Face aux mutations sociales, les deux Églises s'ouvrent nettement aux questions sociales. Les protestants privilégient l'engagement caritatif : création d'hôpitaux, du collège du Bon Pasteur, lutte contre l'alcoolisme et la prostitution, réinsertion sociale. Du côté catholique, l'abbé Cetty initie le catholicisme social, favorable à une intervention législative de l'État pour protéger l'ouvrier dans son travail. Le clergé multiplie les initiatives et contribue au développement d'un puissant syndicalisme chrétien sous l'impulsion des abbés Haegy et Cetty.

La musique religieuse connaît un véritable apogée. Ernest Munch fonde le choeur de Saint Guillaume qui réhabilite les oeuvres de Bach, des cantates et surtout une Passion chaque Vendredi saint. Le jeune Albert Schweitzer s'impose comme un talentueux organiste de Bach. Les chorales d'église se multiplient grâce à Friedrich Spitta, qui publie un remarquable recueil de cantiques. Le mouvement de construction se poursuit avec l'édification de près de 150 églises catholiques, surtout en néo-roman et néo-gothique, et 72 églises protestantes, surtout en néo-gothique.

Mais les rapports confessionnels continuent à être vécus en termes de pouvoir. Les lueurs oecuméniques demeurent dans ce contexte encore rares et ponctuelles, bien que l'on voit apparaître, dans certaines communes mixtes, des cérémonies festives partagées.
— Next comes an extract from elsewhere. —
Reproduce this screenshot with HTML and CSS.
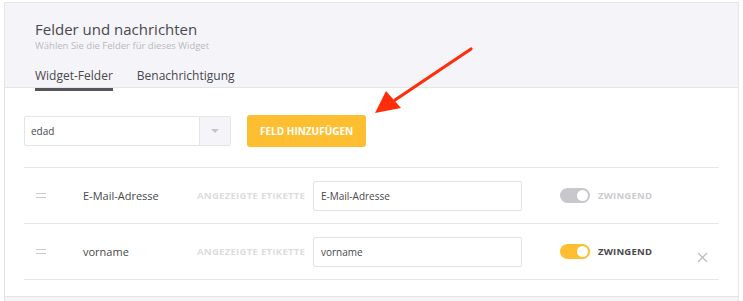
FILE: index.html
```html
<!DOCTYPE html>
<html>
<head>
    <title>Felder und nachrichten</title>
    <meta name="viewport" content="width=device-width, initial-scale=1.0">
    <link rel="stylesheet" href="styles.css">
</head>
<body>
    <div class='card'>
        <div class='card-head'>
            <h1 class='title'>Felder und nachrichten</h1>
            <div class='subtitle'>Wählen Sie die Felder für dieses Widget</div>
            <div class='tabs'>
                <div class='tab tab_active'>Widget-Felder</div>
                <div class='tab'>Benachrichtigung</div>
            </div>
        </div>

        <div class='card-body'>
            <div class='add-row'>
                <div class='select'>
                    <div class='select-value'>edad</div>
                    <div class='select-arrow'><span class='caret'></span></div>
                </div>
                <button class='button button_primary'>FELD HINZUFÜGEN</button>
            </div>

            <div class='field-list'>
                <div class='field-row'>
                    <div class='handle'></div>
                    <div class='field-name'>E-Mail-Adresse</div>
                    <div class='field-label'>ANGEZEIGTE ETIKETTE</div>
                    <input class='field-input' value='E-Mail-Adresse'>
                    <div class='required'>
                        <span class='switch'></span>
                        <span class='required-text'>ZWINGEND</span>
                    </div>
                    <div class='remove'></div>
                </div>
                <div class='field-row'>
                    <div class='handle'></div>
                    <div class='field-name'>vorname</div>
                    <div class='field-label'>ANGEZEIGTE ETIKETTE</div>
                    <input class='field-input' value='vorname'>
                    <div class='required required_on'>
                        <span class='switch'></span>
                        <span class='required-text'>ZWINGEND</span>
                    </div>
                    <div class='remove'>
                        <svg width='11' height='11' viewBox='0 0 11 11'><path d='M1 1L10 10M10 1L1 10' stroke='#b9b9be' stroke-width='1.2' fill='none'/></svg>
                    </div>
                </div>
            </div>
        </div>
        <div class='card-foot'></div>

        <svg class='pointer' width='110' height='75' viewBox='0 0 110 75'>
            <path d='M98 3L22 54' stroke='#ff2d0a' stroke-width='3.2' stroke-linecap='round' fill='none'/>
            <path d='M2 67L13 45L28 62Z' fill='#ff2d0a'/>
        </svg>
    </div>
</body>
</html>
```

FILE: styles.css
```css
html {
    font-family: 'Open Sans', sans-serif;
}
body {
    margin: 0;
    padding: 2px 4px 0 4px;
    background: #fff;
}
.card {
    position: relative;
    border: 1px solid #e4e4e9;
    border-bottom: 0;
}
.card-head {
    background: #f5f5f9;
    padding: 15px 0 0 30px;
    height: 69px;
    border-bottom: 1px solid #e4e4e9;
}
.title {
    margin: 0;
    font-size: 15px;
    font-weight: 400;
    color: #48484d;
    line-height: 22px;
}
.subtitle {
    font-size: 9.5px;
    color: #b9b9c0;
    line-height: 12px;
}
.tabs {
    display: flex;
    gap: 24px;
    margin-top: 14px;
}
.tab {
    font-size: 12px;
    color: #48484d;
    line-height: 20px;
    padding-bottom: 2px;
}
.tab_active {
    border-bottom: 3px solid #55555b;
}
.card-body {
    padding: 27px 19px 16px 19px;
}
.add-row {
    display: flex;
    align-items: center;
    gap: 16px;
    padding-bottom: 20px;
    border-bottom: 1px solid #e4e4e9;
}
.select {
    display: flex;
    width: 205px;
    height: 28px;
    border: 1px solid #e4e4e9;
    border-radius: 2px;
}
.select-value {
    flex: 1;
    font-size: 10px;
    color: #48484d;
    line-height: 28px;
    padding-left: 6px;
}
.select-arrow {
    width: 30px;
    background: #f5f5f9;
    border-left: 1px solid #e4e4e9;
    display: flex;
    align-items: center;
    justify-content: center;
}
.caret {
    border-left: 4px solid transparent;
    border-right: 4px solid transparent;
    border-top: 4px solid #c4c4ca;
}
.button {
    margin: 0;
    border: 0;
    border-radius: 3px;
    height: 32px;
    padding: 0 13px;
    font-family: 'Open Sans', sans-serif;
    font-weight: 700;
    font-size: 10px;
    color: #fff;
    cursor: pointer;
}
.button_primary {
    background-color: #fdbf31;
}
.field-row {
    display: flex;
    align-items: center;
    height: 55px;
    border-bottom: 1px solid #e4e4e9;
}
.handle {
    width: 10px;
    height: 3px;
    border-top: 1px solid #c9c9ce;
    border-bottom: 1px solid #c9c9ce;
    margin: 0 37px 0 12px;
}
.field-name {
    width: 114px;
    font-size: 11px;
    color: #48484d;
}
.field-label {
    width: 116px;
    font-size: 9.5px;
    font-weight: 700;
    letter-spacing: 0.3px;
    color: #dcdce0;
}
.field-input {
    box-sizing: border-box;
    width: 209px;
    height: 30px;
    border: 1px solid #e1e1e6;
    border-radius: 2px;
    padding: 0 7px;
    font-family: 'Open Sans', sans-serif;
    font-size: 10px;
    color: #48484d;
    outline: none;
}
.required {
    display: flex;
    align-items: center;
    gap: 8px;
    margin-left: 38px;
    width: 128px;
}
.switch {
    position: relative;
    width: 30px;
    height: 15px;
    border-radius: 8px;
    background: #c8c8cc;
}
.switch::after {
    content: '';
    position: absolute;
    right: 2px;
    top: 2px;
    width: 11px;
    height: 11px;
    border-radius: 50%;
    background: #fff;
}
.required-text {
    font-size: 9.5px;
    font-weight: 700;
    letter-spacing: 0.2px;
    color: #cbcbd0;
}
.required_on .switch {
    background: #fdbf31;
}
.required_on .required-text {
    color: #48484d;
}
.remove {
    width: 11px;
    height: 11px;
    margin-left: 9px;
}
.card-foot {
    height: 16px;
    background: #f5f5f9;
    border-top: 1px solid #e4e4e9;
}
.pointer {
    position: absolute;
    left: 368px;
    top: 43px;
}
```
La communauté judaïque a été sensiblement renouvelée. Plus du quart de ses membres ont quitté l'Alsace en 1872. Ils sont remplacés par des juifs allemands, composés surtout de négociants, membres de professions libérales et universitaires qui renforcent ainsi la bourgeoisie urbaine, alors que les communautés rurales se réduisent peu à peu.